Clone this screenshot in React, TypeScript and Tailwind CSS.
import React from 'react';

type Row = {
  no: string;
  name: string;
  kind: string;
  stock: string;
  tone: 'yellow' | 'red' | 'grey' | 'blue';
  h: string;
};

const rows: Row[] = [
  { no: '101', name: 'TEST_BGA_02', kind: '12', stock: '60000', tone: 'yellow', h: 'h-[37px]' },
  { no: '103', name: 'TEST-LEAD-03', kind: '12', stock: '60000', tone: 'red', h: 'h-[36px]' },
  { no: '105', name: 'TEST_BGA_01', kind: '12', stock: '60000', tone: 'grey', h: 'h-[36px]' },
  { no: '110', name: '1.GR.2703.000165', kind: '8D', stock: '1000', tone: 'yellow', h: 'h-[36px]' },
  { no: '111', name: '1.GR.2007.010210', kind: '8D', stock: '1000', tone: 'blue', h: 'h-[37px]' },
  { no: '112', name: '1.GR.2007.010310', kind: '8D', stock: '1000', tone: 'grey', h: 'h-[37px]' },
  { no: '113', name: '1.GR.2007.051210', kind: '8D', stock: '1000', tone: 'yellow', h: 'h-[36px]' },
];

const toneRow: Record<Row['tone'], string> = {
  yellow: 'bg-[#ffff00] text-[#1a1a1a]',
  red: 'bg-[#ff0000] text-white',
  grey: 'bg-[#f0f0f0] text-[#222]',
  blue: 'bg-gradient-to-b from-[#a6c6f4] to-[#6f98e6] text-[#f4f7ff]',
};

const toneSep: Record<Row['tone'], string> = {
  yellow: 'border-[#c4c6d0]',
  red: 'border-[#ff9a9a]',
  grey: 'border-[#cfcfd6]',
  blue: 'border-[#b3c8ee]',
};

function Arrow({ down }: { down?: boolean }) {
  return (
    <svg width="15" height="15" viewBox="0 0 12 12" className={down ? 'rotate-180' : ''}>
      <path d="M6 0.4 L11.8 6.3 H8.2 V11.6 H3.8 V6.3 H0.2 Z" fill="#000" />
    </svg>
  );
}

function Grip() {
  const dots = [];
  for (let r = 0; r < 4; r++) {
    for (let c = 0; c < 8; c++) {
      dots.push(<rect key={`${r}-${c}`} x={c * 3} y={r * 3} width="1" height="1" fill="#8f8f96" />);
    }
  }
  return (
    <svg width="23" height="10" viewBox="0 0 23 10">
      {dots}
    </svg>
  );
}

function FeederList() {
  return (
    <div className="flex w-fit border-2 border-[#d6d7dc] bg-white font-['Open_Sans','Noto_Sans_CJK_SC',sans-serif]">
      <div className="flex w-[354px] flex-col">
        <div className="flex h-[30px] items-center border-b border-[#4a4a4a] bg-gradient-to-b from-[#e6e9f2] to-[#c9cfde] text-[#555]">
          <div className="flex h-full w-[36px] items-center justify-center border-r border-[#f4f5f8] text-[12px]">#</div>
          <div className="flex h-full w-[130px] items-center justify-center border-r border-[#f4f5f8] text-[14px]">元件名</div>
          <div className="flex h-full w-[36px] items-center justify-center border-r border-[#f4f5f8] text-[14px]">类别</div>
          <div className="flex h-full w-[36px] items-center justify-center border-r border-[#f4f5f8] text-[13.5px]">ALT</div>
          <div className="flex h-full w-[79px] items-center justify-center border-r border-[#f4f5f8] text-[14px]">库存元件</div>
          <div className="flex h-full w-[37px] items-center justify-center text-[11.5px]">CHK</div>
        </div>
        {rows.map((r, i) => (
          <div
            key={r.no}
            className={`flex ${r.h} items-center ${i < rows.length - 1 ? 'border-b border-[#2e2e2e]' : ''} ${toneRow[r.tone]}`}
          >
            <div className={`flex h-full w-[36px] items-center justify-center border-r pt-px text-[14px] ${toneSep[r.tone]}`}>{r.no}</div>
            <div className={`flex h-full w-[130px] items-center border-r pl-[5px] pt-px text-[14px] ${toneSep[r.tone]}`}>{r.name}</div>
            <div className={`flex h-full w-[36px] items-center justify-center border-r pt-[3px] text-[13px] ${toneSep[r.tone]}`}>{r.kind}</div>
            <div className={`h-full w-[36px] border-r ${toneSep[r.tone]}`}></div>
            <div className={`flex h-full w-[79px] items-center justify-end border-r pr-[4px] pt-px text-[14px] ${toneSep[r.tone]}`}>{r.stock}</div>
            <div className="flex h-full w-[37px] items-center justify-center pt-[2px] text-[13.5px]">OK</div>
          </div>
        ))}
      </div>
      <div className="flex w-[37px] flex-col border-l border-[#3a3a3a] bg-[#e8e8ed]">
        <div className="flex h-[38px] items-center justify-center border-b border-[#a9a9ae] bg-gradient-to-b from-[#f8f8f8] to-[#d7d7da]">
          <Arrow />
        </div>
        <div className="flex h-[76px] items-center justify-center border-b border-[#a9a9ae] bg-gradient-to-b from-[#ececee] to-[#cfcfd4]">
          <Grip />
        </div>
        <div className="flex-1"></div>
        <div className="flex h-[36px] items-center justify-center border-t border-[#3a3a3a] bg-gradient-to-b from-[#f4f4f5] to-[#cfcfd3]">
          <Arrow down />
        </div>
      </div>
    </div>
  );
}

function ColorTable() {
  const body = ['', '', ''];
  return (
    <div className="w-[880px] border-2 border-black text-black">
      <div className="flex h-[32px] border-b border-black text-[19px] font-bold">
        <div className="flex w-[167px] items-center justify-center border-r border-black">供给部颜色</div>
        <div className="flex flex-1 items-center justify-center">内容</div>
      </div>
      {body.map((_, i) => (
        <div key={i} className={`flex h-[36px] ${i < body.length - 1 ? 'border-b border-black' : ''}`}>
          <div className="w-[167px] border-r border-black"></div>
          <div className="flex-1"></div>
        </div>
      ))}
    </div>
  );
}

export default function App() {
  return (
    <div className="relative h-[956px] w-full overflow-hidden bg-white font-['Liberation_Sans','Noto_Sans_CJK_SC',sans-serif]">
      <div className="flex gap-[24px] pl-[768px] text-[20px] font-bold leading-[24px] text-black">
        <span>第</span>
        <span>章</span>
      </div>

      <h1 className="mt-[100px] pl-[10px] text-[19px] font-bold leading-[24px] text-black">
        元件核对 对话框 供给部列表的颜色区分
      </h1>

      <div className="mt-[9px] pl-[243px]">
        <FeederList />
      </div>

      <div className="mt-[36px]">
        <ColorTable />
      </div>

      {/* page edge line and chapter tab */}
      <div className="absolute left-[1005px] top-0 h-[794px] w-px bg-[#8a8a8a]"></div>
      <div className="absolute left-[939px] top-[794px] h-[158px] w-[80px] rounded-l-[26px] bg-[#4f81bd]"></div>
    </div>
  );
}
+--
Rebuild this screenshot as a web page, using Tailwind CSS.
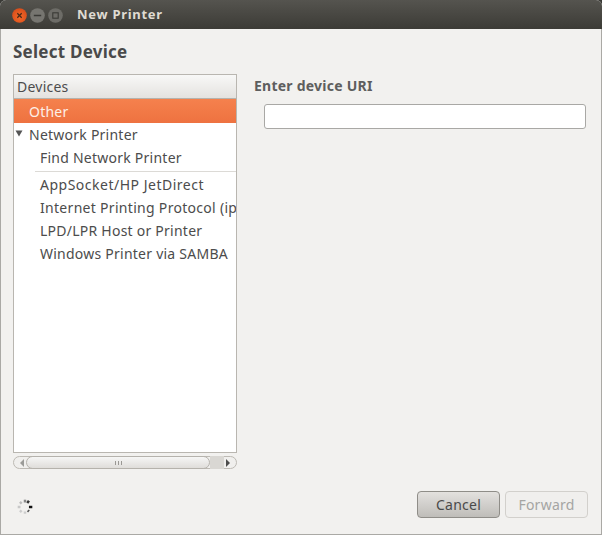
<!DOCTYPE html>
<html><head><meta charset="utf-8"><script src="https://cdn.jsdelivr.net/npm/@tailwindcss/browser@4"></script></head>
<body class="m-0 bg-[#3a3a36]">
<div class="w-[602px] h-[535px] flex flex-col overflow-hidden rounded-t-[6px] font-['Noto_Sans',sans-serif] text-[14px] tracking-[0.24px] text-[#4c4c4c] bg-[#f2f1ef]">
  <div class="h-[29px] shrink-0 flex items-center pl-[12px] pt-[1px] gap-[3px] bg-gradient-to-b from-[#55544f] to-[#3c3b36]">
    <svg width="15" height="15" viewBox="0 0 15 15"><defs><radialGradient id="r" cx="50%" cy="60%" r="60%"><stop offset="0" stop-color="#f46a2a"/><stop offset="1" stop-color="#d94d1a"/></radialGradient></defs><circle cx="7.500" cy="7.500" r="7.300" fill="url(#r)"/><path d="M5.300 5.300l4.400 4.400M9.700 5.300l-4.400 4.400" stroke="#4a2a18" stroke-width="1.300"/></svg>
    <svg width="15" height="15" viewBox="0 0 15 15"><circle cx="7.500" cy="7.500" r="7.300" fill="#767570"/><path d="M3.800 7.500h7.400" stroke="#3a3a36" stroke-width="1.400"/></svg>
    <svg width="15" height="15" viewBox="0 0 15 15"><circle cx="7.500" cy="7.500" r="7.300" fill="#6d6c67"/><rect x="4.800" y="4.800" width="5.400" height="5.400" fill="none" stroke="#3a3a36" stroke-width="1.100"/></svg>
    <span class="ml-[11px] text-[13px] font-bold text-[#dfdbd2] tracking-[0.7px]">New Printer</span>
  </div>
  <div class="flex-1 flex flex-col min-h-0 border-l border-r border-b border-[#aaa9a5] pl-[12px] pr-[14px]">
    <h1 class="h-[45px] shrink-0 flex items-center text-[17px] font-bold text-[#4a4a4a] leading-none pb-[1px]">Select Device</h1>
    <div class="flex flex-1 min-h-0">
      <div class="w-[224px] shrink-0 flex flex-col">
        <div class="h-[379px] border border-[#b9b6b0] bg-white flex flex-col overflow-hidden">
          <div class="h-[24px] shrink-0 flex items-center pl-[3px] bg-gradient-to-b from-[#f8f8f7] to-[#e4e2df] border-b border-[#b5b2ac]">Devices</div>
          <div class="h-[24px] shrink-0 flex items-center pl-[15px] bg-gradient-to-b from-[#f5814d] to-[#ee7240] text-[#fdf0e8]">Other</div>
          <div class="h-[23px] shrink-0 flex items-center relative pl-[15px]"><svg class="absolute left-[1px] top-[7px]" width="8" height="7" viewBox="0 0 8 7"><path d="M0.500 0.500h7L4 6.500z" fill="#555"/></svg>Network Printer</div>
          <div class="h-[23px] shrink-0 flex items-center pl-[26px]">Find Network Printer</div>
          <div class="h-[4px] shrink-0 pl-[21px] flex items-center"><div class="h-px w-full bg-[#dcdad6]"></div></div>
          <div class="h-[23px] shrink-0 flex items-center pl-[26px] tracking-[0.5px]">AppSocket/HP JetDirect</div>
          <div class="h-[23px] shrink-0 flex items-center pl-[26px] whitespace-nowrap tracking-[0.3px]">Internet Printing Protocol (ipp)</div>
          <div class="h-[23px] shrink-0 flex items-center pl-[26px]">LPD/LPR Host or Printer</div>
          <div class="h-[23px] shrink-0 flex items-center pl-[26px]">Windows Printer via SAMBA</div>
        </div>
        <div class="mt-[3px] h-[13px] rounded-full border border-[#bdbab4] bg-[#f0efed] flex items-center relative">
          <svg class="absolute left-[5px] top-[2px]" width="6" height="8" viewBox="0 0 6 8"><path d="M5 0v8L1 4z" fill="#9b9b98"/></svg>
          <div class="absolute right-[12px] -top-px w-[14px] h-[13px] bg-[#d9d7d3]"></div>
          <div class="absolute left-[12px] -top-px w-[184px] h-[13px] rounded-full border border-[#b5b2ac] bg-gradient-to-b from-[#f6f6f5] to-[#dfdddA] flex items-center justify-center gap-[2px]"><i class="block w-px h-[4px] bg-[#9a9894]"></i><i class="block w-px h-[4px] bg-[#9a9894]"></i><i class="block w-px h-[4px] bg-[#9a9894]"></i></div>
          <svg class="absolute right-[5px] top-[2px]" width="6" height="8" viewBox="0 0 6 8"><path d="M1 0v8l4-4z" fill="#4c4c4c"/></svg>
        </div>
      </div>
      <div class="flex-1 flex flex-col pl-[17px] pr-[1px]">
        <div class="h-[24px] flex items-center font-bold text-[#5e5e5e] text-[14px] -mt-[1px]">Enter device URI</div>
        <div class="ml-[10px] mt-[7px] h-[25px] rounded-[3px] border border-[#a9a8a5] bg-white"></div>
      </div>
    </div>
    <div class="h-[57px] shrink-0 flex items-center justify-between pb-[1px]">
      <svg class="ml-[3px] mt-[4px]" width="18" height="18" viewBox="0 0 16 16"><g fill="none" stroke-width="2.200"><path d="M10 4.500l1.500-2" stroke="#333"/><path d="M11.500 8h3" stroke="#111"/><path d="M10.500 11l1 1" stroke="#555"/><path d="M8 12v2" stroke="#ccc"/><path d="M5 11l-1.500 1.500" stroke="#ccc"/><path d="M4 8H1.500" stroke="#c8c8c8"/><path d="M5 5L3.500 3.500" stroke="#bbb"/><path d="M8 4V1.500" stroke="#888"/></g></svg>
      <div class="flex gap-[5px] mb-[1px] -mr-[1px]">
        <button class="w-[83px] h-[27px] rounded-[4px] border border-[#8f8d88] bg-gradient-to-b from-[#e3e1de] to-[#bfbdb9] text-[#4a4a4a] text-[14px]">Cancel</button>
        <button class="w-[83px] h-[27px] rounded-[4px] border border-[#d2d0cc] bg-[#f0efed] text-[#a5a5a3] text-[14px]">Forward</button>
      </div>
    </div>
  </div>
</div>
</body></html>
+--
◆ YOUR GOAL: Show all lines from the records above where the word "this" occurs.

◆ COMPLETED EXERCISE:
Clone this screenshot in React, TypeScript and Tailwind CSS.
Rebuild this screenshot as a web page, using Tailwind CSS.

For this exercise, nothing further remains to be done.